Brands try to insert themselves into cultural conversations. With Swift, the conversation literally restructures around whatever she decides to focus on.

What This Means for Every Other Brand

If you're not paying attention to what Swift has built, you're about to get left behind. Here's what she's teaching us:

Scarcity Creates Urgency: Swift doesn't announce constantly. She disappears often, sometimes without warning. So when she speaks, the world listens, because it knows the next opportunity might be months away.

Consistency Builds Anticipation: Every Swift announcement follows her established patterns. Follow the Easter eggs, watch the countdowns, interpret the color coding. Her audience has been trained to look for signals in her life to predict the future, when she's already been to the future and has been the one who has guided us they way.

Community Creates Amplification: Swifties aren't just fans, they're a distributed marketing army that analyzes, amplifies, and evangelizes every move. Swifties turn casual announcements into cultural phenomena but continuing the message spread, furthering friendship bracelets, and consuming her merch in anticipation of a furture album. We buy into it all without knowing if the album will even be our taste (it will be).

Authenticity Enables Scale: Remember the "Brand of Taylor?" That brand still somehow feels personal, even at this incredibly massive scale. Fans believe they're getting direct communication, not corporate messaging. She talks to us directly.

The New Rules of Cultural Power

Swift has rewritten the playbook for cultural influence. The old model was about interruption then buying your way into people's attention. Swift's model is about invitation. She makes people desperate to pay attention to her.

She's not interrupting culture for this important message. She is the culture. When Swift moves, everything else adjusts. You think that's influence? It's just the new rules.

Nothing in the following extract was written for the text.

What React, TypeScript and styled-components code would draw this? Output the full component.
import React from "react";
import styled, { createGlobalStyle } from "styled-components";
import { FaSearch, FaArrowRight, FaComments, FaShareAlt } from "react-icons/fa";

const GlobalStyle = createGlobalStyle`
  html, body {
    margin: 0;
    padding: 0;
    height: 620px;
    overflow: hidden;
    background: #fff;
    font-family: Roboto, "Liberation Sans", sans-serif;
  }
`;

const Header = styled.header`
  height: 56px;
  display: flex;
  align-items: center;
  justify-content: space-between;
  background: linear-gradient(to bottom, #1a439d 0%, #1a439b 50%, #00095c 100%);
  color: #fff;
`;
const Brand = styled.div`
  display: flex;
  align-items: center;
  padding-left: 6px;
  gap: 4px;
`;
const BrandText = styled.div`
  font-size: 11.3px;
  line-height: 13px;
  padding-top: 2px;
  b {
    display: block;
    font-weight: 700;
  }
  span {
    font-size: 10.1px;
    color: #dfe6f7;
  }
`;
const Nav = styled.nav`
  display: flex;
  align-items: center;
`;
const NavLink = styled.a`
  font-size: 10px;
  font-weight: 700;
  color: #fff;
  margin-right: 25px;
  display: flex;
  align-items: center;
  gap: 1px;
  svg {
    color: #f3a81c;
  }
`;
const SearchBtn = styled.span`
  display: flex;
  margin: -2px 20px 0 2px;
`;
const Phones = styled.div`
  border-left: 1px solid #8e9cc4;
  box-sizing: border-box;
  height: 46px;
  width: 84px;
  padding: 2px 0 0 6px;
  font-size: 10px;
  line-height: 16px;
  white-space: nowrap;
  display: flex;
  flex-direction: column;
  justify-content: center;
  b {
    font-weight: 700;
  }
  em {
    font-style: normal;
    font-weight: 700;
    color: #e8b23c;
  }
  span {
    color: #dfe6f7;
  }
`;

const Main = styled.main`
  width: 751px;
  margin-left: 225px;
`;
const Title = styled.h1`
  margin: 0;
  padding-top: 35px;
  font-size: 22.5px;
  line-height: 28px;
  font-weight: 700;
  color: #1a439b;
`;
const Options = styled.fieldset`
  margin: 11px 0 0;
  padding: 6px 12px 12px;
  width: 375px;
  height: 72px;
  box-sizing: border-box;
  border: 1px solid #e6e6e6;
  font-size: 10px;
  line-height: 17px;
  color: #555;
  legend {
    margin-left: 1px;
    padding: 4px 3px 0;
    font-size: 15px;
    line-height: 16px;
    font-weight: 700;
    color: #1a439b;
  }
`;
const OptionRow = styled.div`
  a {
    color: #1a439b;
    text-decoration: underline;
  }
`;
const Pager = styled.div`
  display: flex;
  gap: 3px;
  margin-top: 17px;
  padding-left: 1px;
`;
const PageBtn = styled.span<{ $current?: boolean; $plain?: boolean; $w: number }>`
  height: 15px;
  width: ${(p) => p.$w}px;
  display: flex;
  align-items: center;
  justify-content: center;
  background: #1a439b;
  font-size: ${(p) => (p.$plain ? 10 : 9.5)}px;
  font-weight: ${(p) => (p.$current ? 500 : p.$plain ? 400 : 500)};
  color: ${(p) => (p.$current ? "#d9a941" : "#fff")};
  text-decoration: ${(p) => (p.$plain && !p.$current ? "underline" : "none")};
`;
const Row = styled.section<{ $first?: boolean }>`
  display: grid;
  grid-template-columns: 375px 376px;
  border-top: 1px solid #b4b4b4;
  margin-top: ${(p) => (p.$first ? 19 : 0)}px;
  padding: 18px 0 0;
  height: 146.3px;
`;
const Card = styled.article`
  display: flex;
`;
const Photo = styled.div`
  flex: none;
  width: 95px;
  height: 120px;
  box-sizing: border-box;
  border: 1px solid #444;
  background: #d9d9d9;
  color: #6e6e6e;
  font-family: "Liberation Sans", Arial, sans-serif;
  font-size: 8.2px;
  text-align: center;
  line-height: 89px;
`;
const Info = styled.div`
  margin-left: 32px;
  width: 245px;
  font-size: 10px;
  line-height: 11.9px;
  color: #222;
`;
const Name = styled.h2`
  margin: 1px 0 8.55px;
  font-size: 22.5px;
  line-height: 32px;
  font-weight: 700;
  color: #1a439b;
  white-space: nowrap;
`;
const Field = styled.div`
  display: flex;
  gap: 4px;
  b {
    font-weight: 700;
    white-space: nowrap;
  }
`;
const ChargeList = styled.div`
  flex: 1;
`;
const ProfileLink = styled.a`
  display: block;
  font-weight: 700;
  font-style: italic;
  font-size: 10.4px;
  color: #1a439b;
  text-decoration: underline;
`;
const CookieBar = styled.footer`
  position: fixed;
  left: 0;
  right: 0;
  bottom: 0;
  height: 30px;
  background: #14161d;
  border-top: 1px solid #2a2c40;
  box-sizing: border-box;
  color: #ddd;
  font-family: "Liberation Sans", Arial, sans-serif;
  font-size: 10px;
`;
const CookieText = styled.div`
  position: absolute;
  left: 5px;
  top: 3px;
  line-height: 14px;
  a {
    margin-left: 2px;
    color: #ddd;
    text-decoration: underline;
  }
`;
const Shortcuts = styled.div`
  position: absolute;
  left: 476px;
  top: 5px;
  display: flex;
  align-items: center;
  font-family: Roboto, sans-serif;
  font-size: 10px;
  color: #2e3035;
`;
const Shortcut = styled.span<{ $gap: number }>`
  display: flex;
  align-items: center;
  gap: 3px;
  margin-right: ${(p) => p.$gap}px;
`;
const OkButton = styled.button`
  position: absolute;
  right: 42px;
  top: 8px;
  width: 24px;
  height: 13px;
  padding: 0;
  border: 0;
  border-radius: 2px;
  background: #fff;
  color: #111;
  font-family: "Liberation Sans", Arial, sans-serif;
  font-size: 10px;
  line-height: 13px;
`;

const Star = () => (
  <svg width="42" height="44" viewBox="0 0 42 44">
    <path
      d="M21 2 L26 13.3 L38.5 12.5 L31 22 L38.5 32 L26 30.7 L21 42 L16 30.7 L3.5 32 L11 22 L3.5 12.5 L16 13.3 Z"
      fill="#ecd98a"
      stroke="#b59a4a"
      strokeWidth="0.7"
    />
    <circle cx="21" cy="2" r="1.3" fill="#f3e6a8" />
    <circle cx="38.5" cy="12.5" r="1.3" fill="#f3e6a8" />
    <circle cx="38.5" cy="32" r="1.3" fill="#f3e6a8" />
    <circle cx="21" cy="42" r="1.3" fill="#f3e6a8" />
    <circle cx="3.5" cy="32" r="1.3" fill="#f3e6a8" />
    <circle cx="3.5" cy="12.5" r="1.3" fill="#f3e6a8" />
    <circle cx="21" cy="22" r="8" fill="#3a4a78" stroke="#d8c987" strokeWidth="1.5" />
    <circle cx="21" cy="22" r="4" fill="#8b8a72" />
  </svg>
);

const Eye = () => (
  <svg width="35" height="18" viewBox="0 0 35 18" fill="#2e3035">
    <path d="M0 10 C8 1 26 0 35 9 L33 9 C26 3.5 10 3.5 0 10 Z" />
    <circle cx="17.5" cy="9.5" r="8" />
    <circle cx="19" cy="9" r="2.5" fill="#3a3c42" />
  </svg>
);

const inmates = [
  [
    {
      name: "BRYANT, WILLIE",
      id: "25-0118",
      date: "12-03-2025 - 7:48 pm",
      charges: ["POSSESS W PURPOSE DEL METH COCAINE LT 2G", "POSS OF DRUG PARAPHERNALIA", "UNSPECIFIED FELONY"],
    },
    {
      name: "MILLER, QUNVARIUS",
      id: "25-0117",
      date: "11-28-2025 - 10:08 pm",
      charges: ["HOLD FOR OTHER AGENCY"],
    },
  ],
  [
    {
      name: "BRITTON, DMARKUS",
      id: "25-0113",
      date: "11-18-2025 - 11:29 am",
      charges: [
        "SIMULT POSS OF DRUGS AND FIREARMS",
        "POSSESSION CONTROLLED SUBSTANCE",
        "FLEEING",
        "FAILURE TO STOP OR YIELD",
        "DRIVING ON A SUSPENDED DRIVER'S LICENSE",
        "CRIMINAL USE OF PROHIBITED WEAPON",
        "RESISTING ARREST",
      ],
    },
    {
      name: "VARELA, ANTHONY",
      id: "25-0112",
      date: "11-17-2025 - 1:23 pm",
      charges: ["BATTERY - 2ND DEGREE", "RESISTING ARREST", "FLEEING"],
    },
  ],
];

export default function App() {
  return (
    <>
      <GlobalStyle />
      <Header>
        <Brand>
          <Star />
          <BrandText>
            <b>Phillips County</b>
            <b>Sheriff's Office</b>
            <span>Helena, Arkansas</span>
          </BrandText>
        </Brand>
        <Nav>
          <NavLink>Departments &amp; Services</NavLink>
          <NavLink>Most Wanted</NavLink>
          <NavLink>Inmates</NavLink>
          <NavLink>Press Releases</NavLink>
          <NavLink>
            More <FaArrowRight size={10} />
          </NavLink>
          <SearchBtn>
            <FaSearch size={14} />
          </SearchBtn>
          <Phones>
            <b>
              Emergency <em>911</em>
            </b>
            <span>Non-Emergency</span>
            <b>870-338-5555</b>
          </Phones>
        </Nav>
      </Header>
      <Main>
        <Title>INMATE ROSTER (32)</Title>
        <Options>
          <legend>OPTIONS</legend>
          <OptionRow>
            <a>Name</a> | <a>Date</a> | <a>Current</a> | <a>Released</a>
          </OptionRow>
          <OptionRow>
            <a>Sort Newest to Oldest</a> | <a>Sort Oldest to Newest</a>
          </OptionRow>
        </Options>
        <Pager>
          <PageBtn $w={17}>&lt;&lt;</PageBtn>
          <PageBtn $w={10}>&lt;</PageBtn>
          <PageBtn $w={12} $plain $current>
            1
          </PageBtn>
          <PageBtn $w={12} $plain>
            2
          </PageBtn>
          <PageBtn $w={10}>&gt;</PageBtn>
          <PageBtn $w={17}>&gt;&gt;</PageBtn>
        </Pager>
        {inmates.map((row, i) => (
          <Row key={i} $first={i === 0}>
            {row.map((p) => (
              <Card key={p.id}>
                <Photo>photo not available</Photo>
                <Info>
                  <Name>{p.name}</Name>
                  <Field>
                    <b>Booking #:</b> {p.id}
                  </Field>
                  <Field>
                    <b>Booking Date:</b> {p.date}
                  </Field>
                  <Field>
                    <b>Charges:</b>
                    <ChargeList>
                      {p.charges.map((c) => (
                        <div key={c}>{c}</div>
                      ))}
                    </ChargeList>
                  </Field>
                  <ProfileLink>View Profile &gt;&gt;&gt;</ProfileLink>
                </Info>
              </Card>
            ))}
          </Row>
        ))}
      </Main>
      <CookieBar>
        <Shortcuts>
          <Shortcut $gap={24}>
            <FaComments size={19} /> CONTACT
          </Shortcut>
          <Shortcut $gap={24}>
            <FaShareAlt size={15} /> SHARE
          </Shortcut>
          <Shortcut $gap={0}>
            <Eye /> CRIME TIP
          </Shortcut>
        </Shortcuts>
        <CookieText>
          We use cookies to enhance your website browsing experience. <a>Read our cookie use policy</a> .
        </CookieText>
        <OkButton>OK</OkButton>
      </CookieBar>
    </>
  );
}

The Implications Are Staggering

What Swift has achieved should keep every marketing executive awake at night. She's proven that in this attention economy, the ultimate power isn't being seen, it's being the reason everyone else changes what they're doing.

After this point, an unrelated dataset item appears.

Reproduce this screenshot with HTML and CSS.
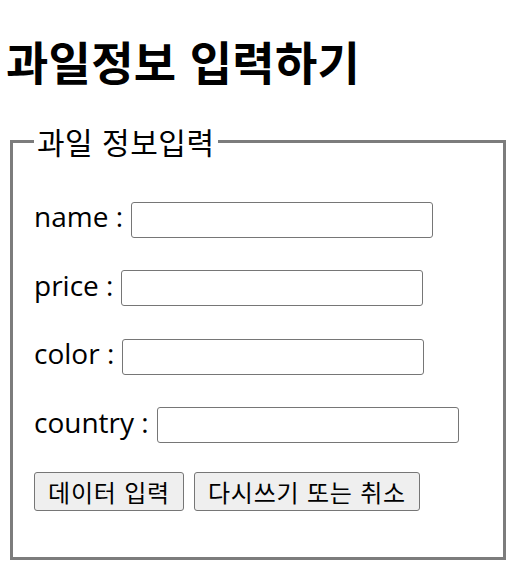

Taylor has simply become the cultural equivalent of the Federal Reserve. When she adjusts rates, or rather announces an album, the entire economy repositions itself accordingly.

Can I be the bold brander who says the thing that you're thinking but belive it's beneath you to say? OK, I will: This is branding on steroids and cocaine. This cultural moment is what happens when someone transcends their industry to become a true brand, when other brands orbit around. Taylor Swift isn't metaphorically competing in the music industry anymore because she's operating in her own economic ecosystem, and we're just trying to play catch-up.

The question isn't whether your brand can achieve this level of influence. The question is: Are you prepared for a world where one person can command this much of the cultural conversation?

Because — Are ready for it...? — we're living in the Taylor Swift economy now. And orange is just the beginning.